ーー改めて、貴社の現在の事業内容と強みについて教えてください。

小林二三雄:
電気通信建設業のうち、電気と通信の工事を専門としています。商社などのお客様からのご依頼が中心で、民間工事が全体の9割を占めます。最近特に力を入れているのが、LED化や太陽光といったエコ関連の電気工事と、学校や官公庁なども含むネットワーク系の通信工事です。

私たちの強みは、大手の工事会社経由ではなく、直接お客様のもとへうかがい、丁寧に話を聞いて最適な形で納める点にあると考えています。この姿勢がお客様から評価されているのだと思います。また、全国に約150社のパートナー企業がおり、そのネットワークを活かして日本全国の案件に対応できる体制も強みの一つです。

ーー採用を中途採用のみに絞っているのには、何か理由があるのでしょうか。

小林二三雄:
この仕事は一人前になるのに少なくとも3年を要します。過去に新卒採用も行いましたが、残念ながら3年以内に離職してしまうケースが続きました。そのため、現在は即戦力となる経験者の方を中途で採用しています。

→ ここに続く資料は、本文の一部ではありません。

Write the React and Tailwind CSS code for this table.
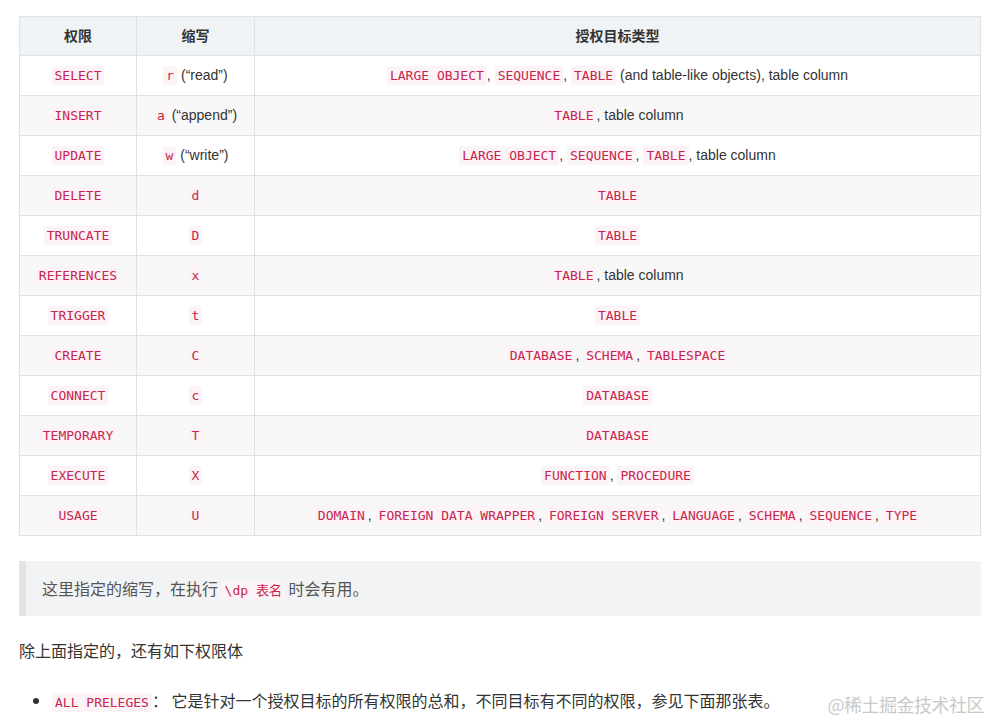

ただ、経験者であっても私たちのやり方に慣れるまでには2年ほどかかるかもしれません。弊社は、個人の実力を評価しつつも「一人でやる仕事ではない」という考えのもと、チームで協力し合う風土を大切にしています。そのため、技術力だけでなく、私たちの会社のやり方や価値観に共感していただけるかどうかを重視しています。

ーー今後の事業展望について、具体的な目標をお聞かせください。

小林二三雄:
3年後をめどに、売上を倍の50億円にすることを目指します。そのための構想はすでに動き出しています。IT系のベンチャー企業との協業に大きな可能性を感じています。彼らの新規事業には、私たちの通信・電気工事が不可欠です。私たちは、工事部門を担うパートナーとして、共に成長することを目指しており、その中できっとお役に立てることがあると考えております。

編集後記

公務員の道を絶たれ、創業メンバーとして尽力した会社から理不尽な形で解雇される。小林社長の経歴は、まさに波乱万丈という言葉がふさわしい。しかし、どの局面においても氏の周りには人が集まってくる。それは、逆境でも筋を通し、仲間を大切にする誠実な人柄のなせる業だろう。反面教師から学んだ「人を大切にする経営」を貫く同社が、新たなパートナーと共にどのような未来を築くのか。その挑戦から目が離せない。

小林二三雄/1958年大阪府生まれ。箕面自由学園高校卒。1980年株式会社新日本通信機に入社。1985年株式会社新日通代表取締役に就任。ライオンズクラブ(335B地区1Z)・情報通信設備協会の活動にも注力している。